Estemos o no de acuerdo con esa interpretación, convertida ya en una suerte de ortodoxia crítica, conviene reconocer la fuerza que tuvo en Wagner el ideal de objetividad artística, tanto en su vida como en su arte.
Para él, la auténtica obra de arte se eleva por encima de la existencia humana y se erige en postura de juicio imparcial. El artista no es su dueño, sino su servidor, obligado por deber a expresar su verdad interior mediante símbolos comprensibles.

Cada verdadera obra de arte está moldeada por una idea unificadora, a través de la cual algún aspecto profundo y esencial de la condición humana alcanza encarnación imaginativa. La vida personal del artista puede ser tanto un estímulo como un obstáculo para la creación, pero en todo caso debe mantenerse al margen del proceso creativo.

Por supuesto, el artista se alimenta de su experiencia, y puede hacerlo con una franqueza absoluta, como Dante al elevar a Beatriz a la categoría de guía celestial en el Paraíso. Pero en los grandes creadores la experiencia individual adquiere un sentido independiente y universal: así la de Dante con Beatriz, así la de Wagner con Mathilde Wesendonck. En ambos casos, la pasión real fue transfigurada en otra cosa: en algo situado más allá del alcance de cualquier vínculo humano ordinario.

Wagner basó sus obras de madurez en mitos y leyendas tomados del arte y de la religión medievales. Lejos de pretender esconder en ellos sus obsesiones, aspiraba a extraer de tales relatos su núcleo de verdad y presentarlo a sus contemporáneos, aunque se vieran sorprendidos al reconocerse en aquel material arcaico.
De esta manera, creía, el arte podía convertirse en heredero de la religión: en un modo de poner a los públicos escépticos de la modernidad en contacto con las verdades que antes comunicaba la fe.

Entre esas verdades se halla la que constituye el eje de Parsifal, que no es otra que la certeza de que el ser humano cae inevitablemente en la culpa y el sufrimiento, y que vive necesitado de curación.

El propio compositor definió Parsifal no como ópera ni como drama musical, sino como Bühnenweihfestspiel, “festival escénico de consagración”, añadiendo así una provocación más a las muchas que anidan en la obra. El drama se nutre intensamente del ritual y del simbolismo cristianos, y algo menos, aunque no de modo irrelevante, de la moral y la metafísica budistas.

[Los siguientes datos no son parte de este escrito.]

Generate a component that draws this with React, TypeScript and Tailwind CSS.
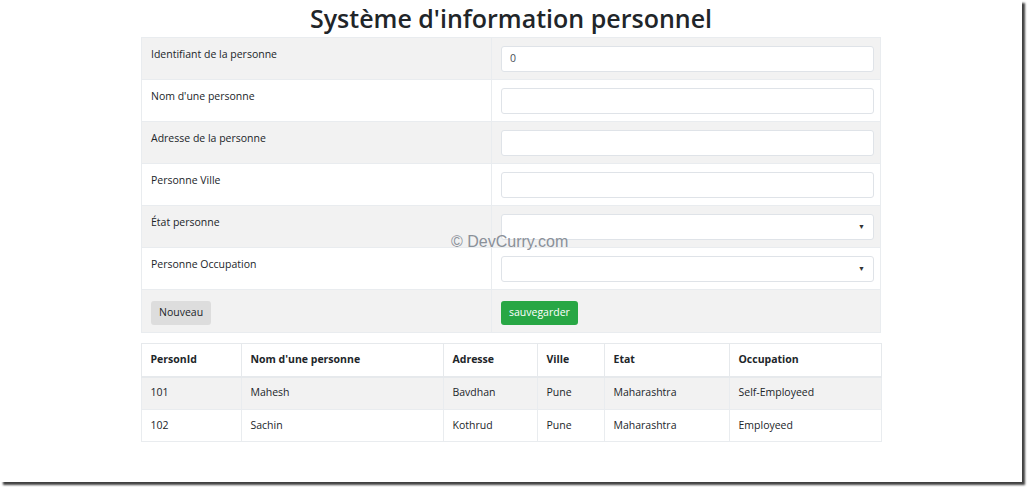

Pero la visión de la redención que la obra traza constituye la respuesta de Wagner a una pregunta que nos concierne a todos: cómo vivir en una relación justa con los demás, incluso si no hay un Dios que nos asista.

Como varios comentaristas han observado, el antisemitismo de Wagner, por muy obtuso y delirante que llegara a ser, tuvo su origen en una hostilidad hacia el judaísmo como fe y como cultura, y, más concretamente, hacia el Dios del Antiguo Testamento.
Wagner veía la misión de Jesús como una rebelión contra ese Dios severo y caprichoso, en nombre de un amor que brota de la propia naturaleza humana.

El juez y legislador abstracto, encarnado en forma de hombre, aprendió muchas cosas: entre ellas, el sacrificio de sí mismo y la compasión.
Demostró su divinidad no con fuego, azufre o exterminios, sino aceptando humildemente la más cruel de las muertes que los hombres pudieron concebir para él.

Es este nuevo Dios, encarnado en Cristo, quien es invocado en Parsifal como el Redentor.
Quienes busquen antisemitismo lo hallarán en Parsifal, como pueden hallarlo en El mercader de Venecia o en Los hermanos Karamázov. Pero quizá pasen por alto el sentido verdadero de la obra: que podemos ser redimidos de nuestras culpas, incluida esa. No por la intercesión de un dios remoto, sino por la mirada que nos devuelve al otro sin juicio, por el temblor que precede al perdón antes de pronunciarse.